## What to do
Transcribe the entries below exactly; leave every image out.

## Record excerpts
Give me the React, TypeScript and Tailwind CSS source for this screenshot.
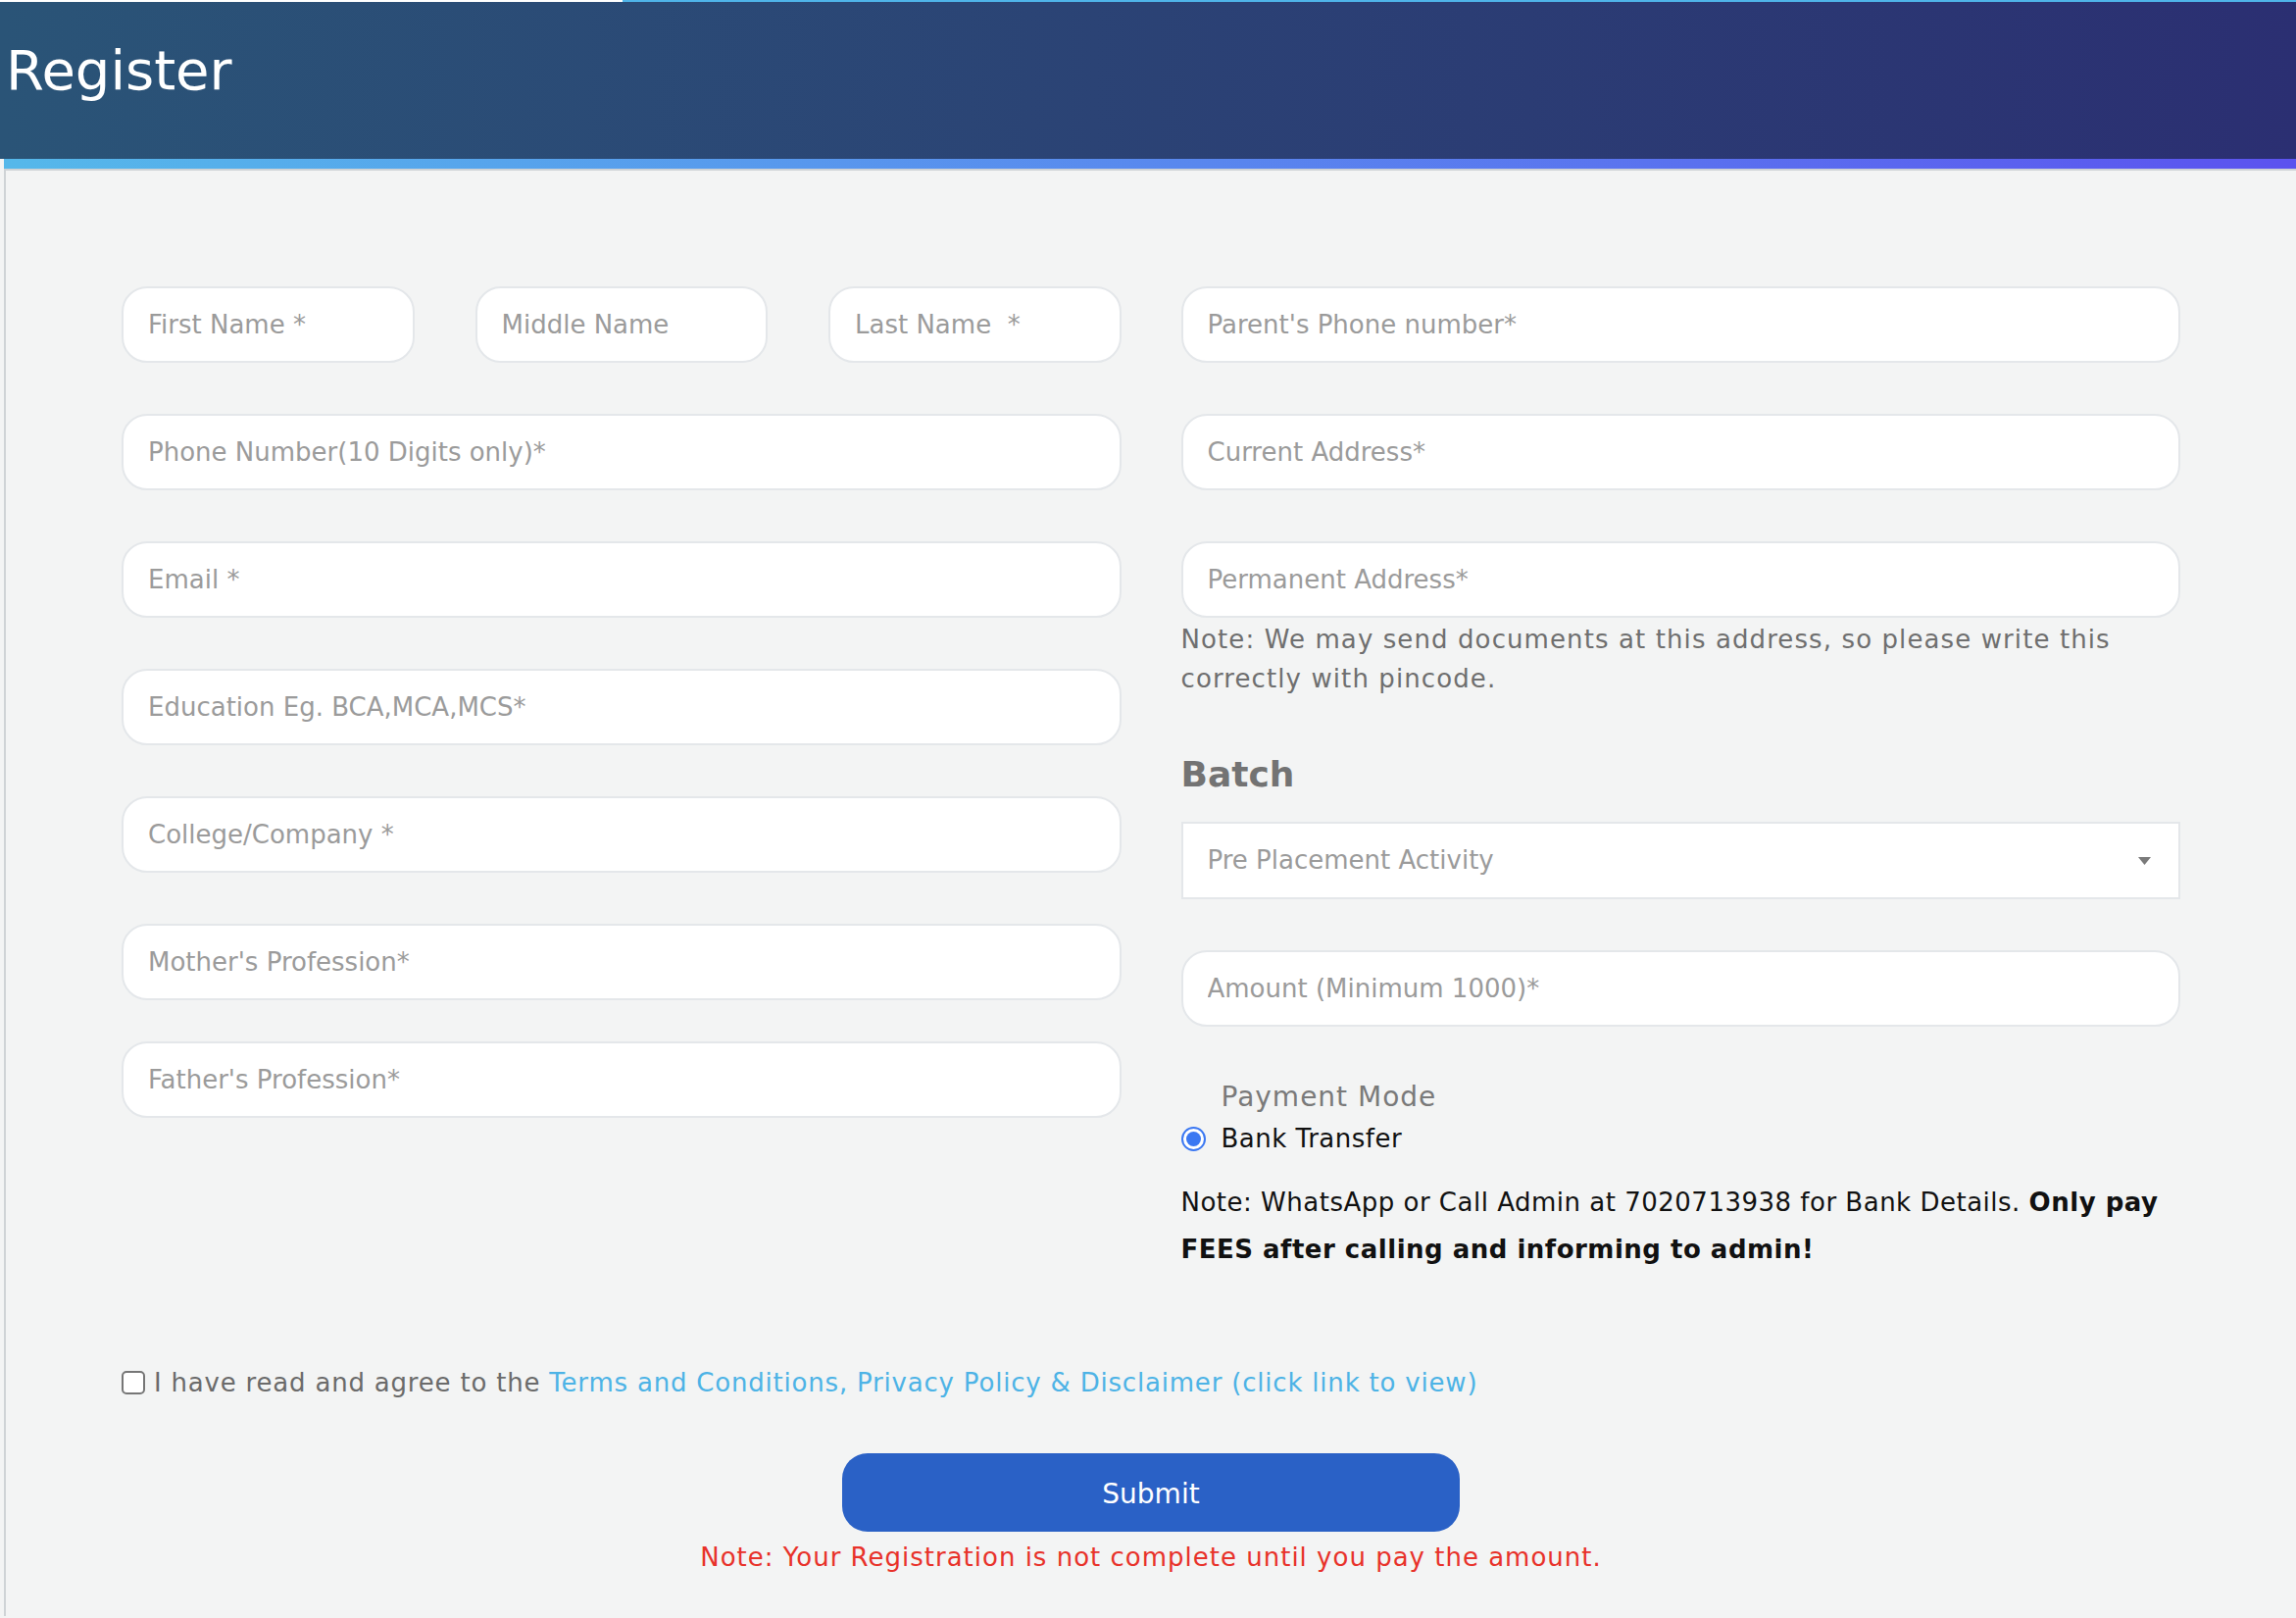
import React from 'react';

const font = "font-['DejaVu_Sans',sans-serif]";

const inputCls =
  'w-full h-[78px] rounded-[26px] border-2 border-[#e4e7ea] bg-white px-[25px] text-[26px] text-[#333] placeholder:text-[#9b9b9b] outline-none';

const Field = ({ placeholder, className = '' }: { placeholder: string; className?: string }) => (
  <input type="text" placeholder={placeholder} className={`${inputCls} ${className}`} />
);

export default function App() {
  return (
    <div className={`min-h-screen bg-[#f3f4f4] ${font}`}>
      {/* top progress line */}
      <div className="flex h-[2px]">
        <div className="w-[635px] bg-white" />
        <div className="flex-1 bg-[#4fb4e9]" />
      </div>

      <header className="h-[160px] bg-linear-to-r from-[#2a5477] to-[#2b2f72] pl-[6px] pt-[42px]">
        <h1 className="text-[56px] leading-none text-white">Register</h1>
      </header>

      <div className="ml-[4px]">
        <div className="h-[10px] bg-linear-to-r from-[#55b8ea] to-[#5b52ef]" />
        <div className="border-t-2 border-l-2 border-[#cfd3d6] px-[118px] pt-[118px] pb-[40px]">
          <div className="grid grid-cols-2 gap-x-[61px]">
            {/* left column */}
            <div className="flex flex-col">
              <div className="grid grid-cols-3 gap-x-[62px]">
                <Field placeholder="First Name *" />
                <Field placeholder="Middle Name" />
                <Field placeholder="Last Name  *" />
              </div>
              <Field placeholder="Phone Number(10 Digits only)*" className="mt-[52px]" />
              <Field placeholder="Email *" className="mt-[52px]" />
              <Field placeholder="Education Eg. BCA,MCA,MCS*" className="mt-[52px]" />
              <Field placeholder="College/Company *" className="mt-[52px]" />
              <Field placeholder="Mother's Profession*" className="mt-[52px]" />
              <Field placeholder="Father's Profession*" className="mt-[42px]" />
            </div>

            {/* right column */}
            <div className="flex flex-col">
              <Field placeholder="Parent's Phone number*" />
              <Field placeholder="Current Address*" className="mt-[52px]" />
              <Field placeholder="Permanent Address*" className="mt-[52px]" />
              <p className="pt-[2px] text-[26px] leading-[40px] tracking-[1.1px] text-[#6f6f6f]">
                Note: We may send documents at this address, so please write this correctly with pincode.
              </p>

              <h2 className="mt-[56px] text-[36px] font-bold leading-[44px] text-[#737373]">Batch</h2>
              <div className="mt-[26px] flex h-[79px] items-center justify-between border-2 border-[#e4e7ea] bg-white pl-[25px] pr-[28px]">
                <span className="text-[26px] text-[#9b9b9b]">Pre Placement Activity</span>
                <svg width="13" height="8" viewBox="0 0 13 8">
                  <path d="M0 0h13L6.5 8z" fill="#7a7a7a" />
                </svg>
              </div>

              <Field placeholder="Amount (Minimum 1000)*" className="mt-[52px]" />

              <div className="mt-[52px] pl-[41px] text-[28px] leading-[40px] tracking-[1px] text-[#7a7a7a]">
                Payment Mode
              </div>
              <label className="mt-[2px] flex items-center gap-[16px] text-[26px] leading-[40px] tracking-[0.5px] text-[#111]">
                <span className="flex h-[25px] w-[25px] items-center justify-center rounded-full border-2 border-[#3b78f2] bg-white">
                  <span className="h-[15px] w-[15px] rounded-full bg-[#3b78f2]" />
                </span>
                Bank Transfer
              </label>

              <p className="mt-[21px] text-[26px] leading-[48px] tracking-[0.5px] text-[#111]">
                Note: WhatsApp or Call Admin at 7020713938 for Bank Details.{' '}
                <b className="font-bold">Only pay FEES after calling and informing to admin!</b>
              </p>
            </div>
          </div>

          {/* terms */}
          <label className="mt-[92px] flex items-center gap-[9px] text-[26px] leading-[40px] tracking-[0.8px] text-[#6b6b6b]">
            <span className="h-[24px] w-[24px] shrink-0 rounded-[5px] border-2 border-[#767676] bg-white" />
            <span>
              I have read and agree to the{' '}
              <a href="#" className="text-[#4db3e6]">
                Terms and Conditions, Privacy Policy &amp; Disclaimer (click link to view)
              </a>
            </span>
          </label>

          <div className="flex flex-col items-center">
            <button
              type="button"
              className="mt-[52px] h-[80px] w-[630px] rounded-[26px] bg-[#2a61c6] pt-[4px] text-[28px] text-white"
            >
              Submit
            </button>
            <p className="mt-[6px] text-[26px] leading-[40px] tracking-[1px] text-[#e8322a]">
              Note: Your Registration is not complete until you pay the amount.
            </p>
          </div>
        </div>
      </div>
    </div>
  );
}
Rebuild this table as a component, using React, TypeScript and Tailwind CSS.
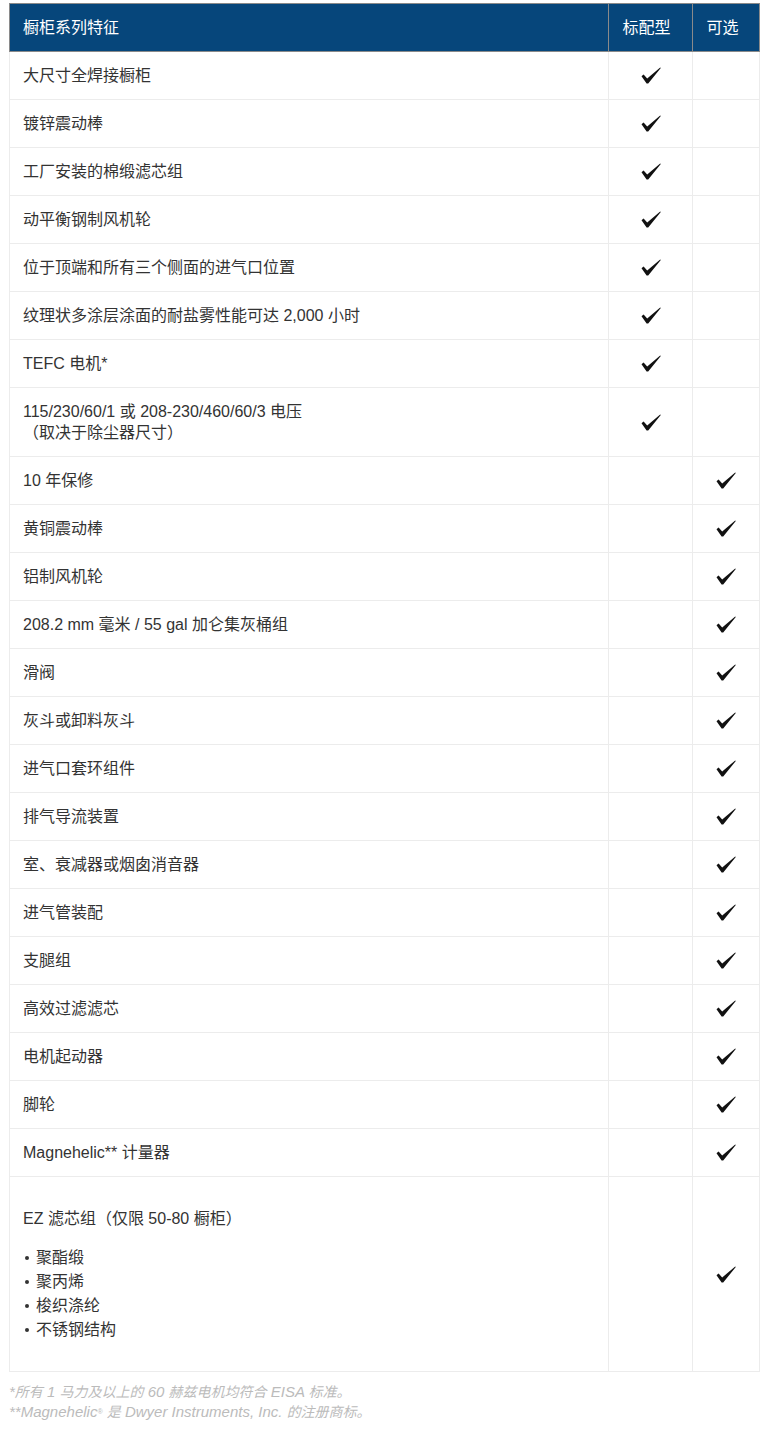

## Result of the exercise
Give me the React, TypeScript and Tailwind CSS source for this screenshot.
import React from 'react';

const font = "font-['DejaVu_Sans',sans-serif]";

const inputCls =
  'w-full h-[78px] rounded-[26px] border-2 border-[#e4e7ea] bg-white px-[25px] text-[26px] text-[#333] placeholder:text-[#9b9b9b] outline-none';

const Field = ({ placeholder, className = '' }: { placeholder: string; className?: string }) => (
  <input type="text" placeholder={placeholder} className={`${inputCls} ${className}`} />
);

export default function App() {
  return (
    <div className={`min-h-screen bg-[#f3f4f4] ${font}`}>
      {/* top progress line */}
      <div className="flex h-[2px]">
        <div className="w-[635px] bg-white" />
        <div className="flex-1 bg-[#4fb4e9]" />
      </div>

      <header className="h-[160px] bg-linear-to-r from-[#2a5477] to-[#2b2f72] pl-[6px] pt-[42px]">
        <h1 className="text-[56px] leading-none text-white">Register</h1>
      </header>

      <div className="ml-[4px]">
        <div className="h-[10px] bg-linear-to-r from-[#55b8ea] to-[#5b52ef]" />
        <div className="border-t-2 border-l-2 border-[#cfd3d6] px-[118px] pt-[118px] pb-[40px]">
          <div className="grid grid-cols-2 gap-x-[61px]">
            {/* left column */}
            <div className="flex flex-col">
              <div className="grid grid-cols-3 gap-x-[62px]">
                <Field placeholder="First Name *" />
                <Field placeholder="Middle Name" />
                <Field placeholder="Last Name  *" />
              </div>
              <Field placeholder="Phone Number(10 Digits only)*" className="mt-[52px]" />
              <Field placeholder="Email *" className="mt-[52px]" />
              <Field placeholder="Education Eg. BCA,MCA,MCS*" className="mt-[52px]" />
              <Field placeholder="College/Company *" className="mt-[52px]" />
              <Field placeholder="Mother's Profession*" className="mt-[52px]" />
              <Field placeholder="Father's Profession*" className="mt-[42px]" />
            </div>

            {/* right column */}
            <div className="flex flex-col">
              <Field placeholder="Parent's Phone number*" />
              <Field placeholder="Current Address*" className="mt-[52px]" />
              <Field placeholder="Permanent Address*" className="mt-[52px]" />
              <p className="pt-[2px] text-[26px] leading-[40px] tracking-[1.1px] text-[#6f6f6f]">
                Note: We may send documents at this address, so please write this correctly with pincode.
              </p>

              <h2 className="mt-[56px] text-[36px] font-bold leading-[44px] text-[#737373]">Batch</h2>
              <div className="mt-[26px] flex h-[79px] items-center justify-between border-2 border-[#e4e7ea] bg-white pl-[25px] pr-[28px]">
                <span className="text-[26px] text-[#9b9b9b]">Pre Placement Activity</span>
                <svg width="13" height="8" viewBox="0 0 13 8">
                  <path d="M0 0h13L6.5 8z" fill="#7a7a7a" />
                </svg>
              </div>

              <Field placeholder="Amount (Minimum 1000)*" className="mt-[52px]" />

              <div className="mt-[52px] pl-[41px] text-[28px] leading-[40px] tracking-[1px] text-[#7a7a7a]">
                Payment Mode
              </div>
              <label className="mt-[2px] flex items-center gap-[16px] text-[26px] leading-[40px] tracking-[0.5px] text-[#111]">
                <span className="flex h-[25px] w-[25px] items-center justify-center rounded-full border-2 border-[#3b78f2] bg-white">
                  <span className="h-[15px] w-[15px] rounded-full bg-[#3b78f2]" />
                </span>
                Bank Transfer
              </label>

              <p className="mt-[21px] text-[26px] leading-[48px] tracking-[0.5px] text-[#111]">
                Note: WhatsApp or Call Admin at 7020713938 for Bank Details.{' '}
                <b className="font-bold">Only pay FEES after calling and informing to admin!</b>
              </p>
            </div>
          </div>

          {/* terms */}
          <label className="mt-[92px] flex items-center gap-[9px] text-[26px] leading-[40px] tracking-[0.8px] text-[#6b6b6b]">
            <span className="h-[24px] w-[24px] shrink-0 rounded-[5px] border-2 border-[#767676] bg-white" />
            <span>
              I have read and agree to the{' '}
              <a href="#" className="text-[#4db3e6]">
                Terms and Conditions, Privacy Policy &amp; Disclaimer (click link to view)
              </a>
            </span>
          </label>

          <div className="flex flex-col items-center">
            <button
              type="button"
              className="mt-[52px] h-[80px] w-[630px] rounded-[26px] bg-[#2a61c6] pt-[4px] text-[28px] text-white"
            >
              Submit
            </button>
            <p className="mt-[6px] text-[26px] leading-[40px] tracking-[1px] text-[#e8322a]">
              Note: Your Registration is not complete until you pay the amount.
            </p>
          </div>
        </div>
      </div>
    </div>
  );
}
Rebuild this table as a component, using React, TypeScript and Tailwind CSS.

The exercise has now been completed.